The secret to being a successful blogger is to be always writing things that can benefit others. A good blogger should see a problem and then show you how to fix it.
I wish I was that blogger.
Anxiety has slowly been taking over my life to the point that now it has nearly crippled me. I’m not leaving the house, seeing friends or going to work. Bills are mounting up, and with them, more anxiety.
Many of you will relate to this crippling form of anxiety, and I am sorry for each and every one of you.
Disclaimer: I am not a mental health professional. This blog contains my own personal experiences of living with mental and chronic illness. If you think you or a loved one are dealing with a mental disorder, please promptly seek the appropriate medical attention.
30 Days of Positivity
New Meds Don’t Always Help
It all started about two months ago. I went to my primary care doctor for a follow-up and to get my next prescription refills. One of the topics of our session was to discuss the increased amount of pain I was suffering from my Familial Mediterranean Fever (FMF). For whatever reason, my doctor decided that the cause of the pain was from the bipolar meds not working.
So we started a new treatment – a new drug to add to the cocktail.
Anxiety has been a constant companion to me my entire life. I do not remember a time without it. There are times when I’ve been able to wrangle the enemy and live a relatively normal life.
The new medicine changed all that. At the last two visits, I spoke to my primary care doctor about the increase in anxiety. His takeaway was that I needed more of the medicine.
The anxiety has been becoming more and more strangling. First, I was having a harder time driving or leaving the house. Then, conversations became more and more difficult. Next, at Bible Study a couple of weeks ago, I was asked to read a passage out loud. A few sentences in and I couldn’t breathe. I had to stop reading and leave the study.
So, against the doctor’s orders, I stopped the medicine a couple days ago.
It’s only been a couple days, so I don’t really feel like myself yet. However, I am starting to feel better. My blood pressure is returning to normal, which is usually a good sign that I am getting through the worst of it.
Is everyone else that way? Does anxiety raise your blood pressure? I would honestly like to know.
My blood pressure is usually a perfect 120/80. However, when anxiety starts getting in the way or my thoughts start running away from me with the worst possible what-ifs, then my blood pressure always starts going up with it.

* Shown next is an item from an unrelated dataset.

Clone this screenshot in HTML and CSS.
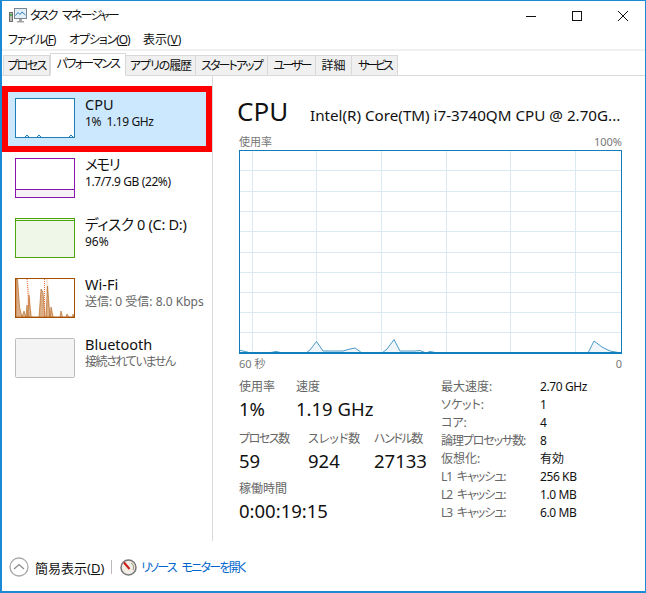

So, the fact that my blood pressure was normal today leads me to believe that the medicine was indeed the problem.
Not familiar with anxiety? Read this post about what an anxiety attack feels like.
Trying To Carry On
Since it’s been a couple months that the anxiety has been reigning supreme, things have gotten a little out of control. Things inside my house and in the yard are a disaster. Friends have heard little from me in weeks. Work has been near nonexistent.
This is where I wish I was that blogger that had the answers. I see the problem. I know and live the problem, but the solution escapes me.
I know my doctor will want to throw more medication at the problem. That both intimidates and frightens me, but I will not give up. I have been at this rodeo for a long time, and now is not the time to quit.
Never quit. Never surrender.
If there is anything I can offer to you, dear reader, is the same advice. Tomorrow the sun will come up. Better days will come for both of us.